SALMON: Minimum size for entry 24 inches. Salmon were restored to the fourth division for fishing this year, after a two-year hiatus. The tournament directors made the change for two reasons; first, there were quite a few salmon caught last year and, of course, this year the ports to the south of us have been doing quite well on kings, early in the season. It was obviously a good decision since there were many salmon caught - the most, as a matter of fact, that I can remember for any tournament.  The leader board, with 20 places, was full and there was even some bumping. All of the fish came from Lake Michigan and many of them were caught by the larger boats, way off shore. First place, the $1,000 check, went to Matt Mikulski of Petoskey, another tournament worker, with a big king weighing 23.6 pounds. Second place fish was another unusually large fish, weighing 22.6 pounds, caught by Charles Gamble. Third place was taken by Sam Washburn with a fish of 19.38 pounds. The 20th fish on the leader board was a fish of 8.02 pounds, caught by that same Bill Mathers of steelhead fame. It was clear that the salmon were large as well as plentiful.


The $100 port prizes were taken by Kerry Moore on Friday with a 15.24 pound salmon; by Matt Mikulski on Saturday with his big salmon and by Sam Washburn on Sunday with his large king. It was interesting to note that there were a total of 10 cash awards won by folks named Musselman and four by Mikulskis. All the first place awards went to local (Charlevoix or Petoskey) anglers with obviously good participation by the local crowd. A chat with directors Dave Juilleret and Shannon Reynolds confirmed that the tournament is largely a local affair with an estimated 65 percent of the anglers from around the Charlevoix-Petoskey-Boyne City area. A total of 447 anglers were registered for the tournament, down a bit from recent years and down a bunch from the highs of 700-900 anglers years ago. The decline is generally attributed to the poor fishing in Lake Charlevoix in recent years and that situation has apparently led to the loss of the Canadian contingent that once came down from the Sault Ste. Marie area. With Lake Charlevoix out of the picture, the mix has gone to fewer, but bigger, boats that are better suited for Lake Michigan.

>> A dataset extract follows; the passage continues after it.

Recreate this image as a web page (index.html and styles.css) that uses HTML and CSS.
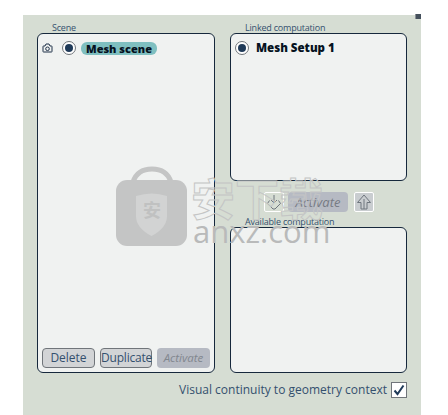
FILE: index.html
```html
<!DOCTYPE html>
<html lang="en">
<head>
<meta charset="utf-8">
<title>Scene</title>
<link rel="stylesheet" href="styles.css">
</head>
<body>
<div class="app">
  <div class="corner"></div>
  <div class="columns">
    <section class="col">
      <div class="label label-scene">Scene</div>
      <div class="panel panel-scene">
        <div class="scene-row">
          <svg class="cam" viewBox="0 0 11 10" width="11" height="10"><path d="M1.500 3h1.500l1-2h3l1 2h1.500q.5 0 .5.5v5q0 .5-.5.5h-8q-.5 0-.5-.5v-5q0-.5.5-.5z" fill="none" stroke="#1f3148" stroke-width="1"/><circle cx="5.500" cy="5.800" r="1.800" fill="none" stroke="#1f3148" stroke-width="1"/></svg>
          <span class="radio"><span class="dot"></span></span>
          <span class="pill">Mesh scene</span>
        </div>
        <div class="actions">
          <button class="btn btn-delete">Delete</button>
          <button class="btn btn-dup">Duplicate</button>
          <button class="btn btn-off btn-act">Activate</button>
        </div>
      </div>
    </section>
    <section class="col">
      <div class="label label-linked">Linked computation</div>
      <div class="panel panel-linked">
        <div class="setup-row">
          <span class="radio"><span class="dot"></span></span>
          <span class="setup">Mesh Setup 1</span>
        </div>
      </div>
      <div class="mid">
        <span class="sq"><svg viewBox="0 0 16 16" width="16" height="16"><path d="M8 1v8M5 6l3 3 3-3M3.500 6.500L1.500 9.500 7 15h2l5.500-5.500-2-3" fill="none" stroke="#6f767e" stroke-width="1"/></svg></span>
        <button class="btn btn-off btn-mid">Activate</button>
        <span class="sq sq-up"><svg viewBox="0 0 16 16" width="16" height="16"><path d="M8 1L1.500 8.500H5V15h6V8.500h3.500zM8 5v10" fill="none" stroke="#6f767e" stroke-width="1"/></svg></span>
      </div>
      <div class="label label-avail">Available computation</div>
      <div class="panel panel-avail"></div>
    </section>
  </div>
  <div class="footer">
    <span class="footer-text">Visual continuity to geometry context</span>
    <span class="check"><svg viewBox="0 0 14 14" width="14" height="14"><path d="M2.500 7.500L5.500 11 11.500 2.500" fill="none" stroke="#1f3a58" stroke-width="2"/></svg></span>
  </div>
  <div class="wm">
    <div class="wm-bag">
      <svg viewBox="0 0 72 80" width="72" height="80">
        <path d="M17 16C20 7 27 3 36 3s16 4 19 13" fill="none" stroke="#c4c5c5" stroke-width="5"/>
        <rect x="0" y="14" width="71" height="66" rx="11" fill="#c4c5c5"/>
        <path d="M20 30q16-5 31 0v20q0 12-15.500 20Q20 62 20 50z" fill="#d2d3d3"/>
      </svg>
      <span class="wm-glyph">安</span>
    </div>
    <div class="wm-text">
      <div class="wm-cn">安下载</div>
      <div class="wm-en">anxz.com</div>
    </div>
  </div>
</div>
</body>
</html>
```

FILE: styles.css
```css
* { box-sizing: border-box; }
html, body { margin: 0; padding: 0; background: #fff; }
body { width: 448px; height: 415px; overflow: hidden; font-family: "Open Sans", "Noto Sans", sans-serif; }
.app { position: relative; margin: 15px 0 0 23px; width: 398px; height: 400px; background: #d6ddd3; padding: 0 14px; color: #34506e; }
.corner { position: absolute; right: 0; top: -1px; width: 6px; height: 5px; background: #45505c; border-left: 1px solid #8a8f95; }
.columns { display: flex; gap: 15px; }
.col { display: flex; flex-direction: column; }
.col:first-child { width: 178px; }
.col:last-child { width: 178px; }
.label { font-size: 9px; line-height: 12px; height: 18px; padding-top: 7px; white-space: nowrap; letter-spacing: -0.2px; }
.label-scene { padding-left: 15px; }
.label-linked { padding-left: 15px; }
.label-avail { height: 12px; padding: 1px 0 0 15px; }
.panel { background: #f0f2f1; border: 1px solid #16283c; border-radius: 6px; }
.panel-scene { height: 340px; display: flex; flex-direction: column; justify-content: space-between; padding: 7px 4px 4px 4px; }
.panel-linked { height: 148px; padding: 7px 4px; }
.panel-avail { height: 146px; }
.scene-row { display: flex; align-items: center; }
.cam { margin-right: 9px; }
.radio { width: 14px; height: 14px; border: 1px solid #70757a; border-radius: 50%; background: #fff; display: flex; align-items: center; justify-content: center; }
.dot { width: 8px; height: 8px; border-radius: 50%; background: #1f3a58; }
.pill { margin-left: 5px; background: #7fbfc0; border-radius: 6px; padding: 0 5px; font: 800 11px/13px "Open Sans", sans-serif; color: #06121f; white-space: nowrap; }
.setup-row { display: flex; align-items: center; gap: 7px; }
.setup { font: 800 11.500px/14px "Open Sans", sans-serif; color: #06121f; white-space: nowrap; }
.actions { display: flex; gap: 5px; }
.btn { height: 20px; padding: 0; border: 1px solid #70757a; border-radius: 4px; background: #d2d4d6; color: #34506e; font: 12px/18px "Open Sans", sans-serif; white-space: nowrap; }
.btn-delete { width: 53px; }
.btn-dup { width: 52px; letter-spacing: -0.2px; }
.btn-off { border: 0; background: #b6bac3; color: #82878f; font-style: italic; }
.btn-act { width: 53px; font-size: 11.500px; }
.mid { height: 34px; display: flex; align-items: flex-start; gap: 4px; padding: 11px 0 0 34px; }
.sq { width: 20px; height: 20px; border: 1px solid #fff; border-radius: 2px; display: flex; align-items: center; justify-content: center; background: #d6ddd3; }
.sq-up { margin-left: 2px; background: #c9cdd0; }
.btn-mid { width: 60px; font-size: 13px; color: #767b83; }
.footer { display: flex; justify-content: flex-end; align-items: center; gap: 4px; padding: 6px 0 0 0; height: 27px; }
.footer-text { font-size: 12px; line-height: 16px; white-space: nowrap; }
.check { width: 16px; height: 16px; border: 1px solid #70757a; background: #fff; display: flex; align-items: center; justify-content: center; }
.wm { position: absolute; left: 93px; top: 151px; display: flex; pointer-events: none; }
.wm-bag { position: relative; width: 72px; height: 80px; }
.wm-glyph { position: absolute; left: 27px; top: 33px; font: 700 18px/20px "Noto Sans CJK SC", sans-serif; color: #c0c1c1; }
.wm-text { margin-left: 3px; margin-top: 9px; }
.wm-cn { font: 700 44px/44px "Noto Sans CJK SC", sans-serif; color: transparent; -webkit-text-stroke: 1px #c4c5c5; white-space: nowrap; }
.wm-en { margin: -4px 0 0 2px; font: 31px/32px "Open Sans", sans-serif; color: #b9baba; white-space: nowrap; }
```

An enthusiastic crowd stuck around for the awards and prize drawings in East Park Sunday afternoon. In addition to all the cash awards for big fish, there was a drawing in which every registered angler was represented with such prizes as a canoe, fishing rods and reels, electronics, a trolling motor and all sorts of great gear. The kids enjoyed the trout fishing in the pool on Saturday. Some of the fish they caught were released into Round Lake and subsequently caught again on Sunday.

The fishing tournament should get a definite boost from the results this year, especially with the salmon fishing good again. We can expect more participation next year but the hard-core anglers won't mind if the numbers are smaller again. That would mean that the prize money, unchanging, would be competed for by fewer anglers, making the odds better. And, of course, the smaller number of participants also means that the odds of winning a prize in the drawing would be improved as well.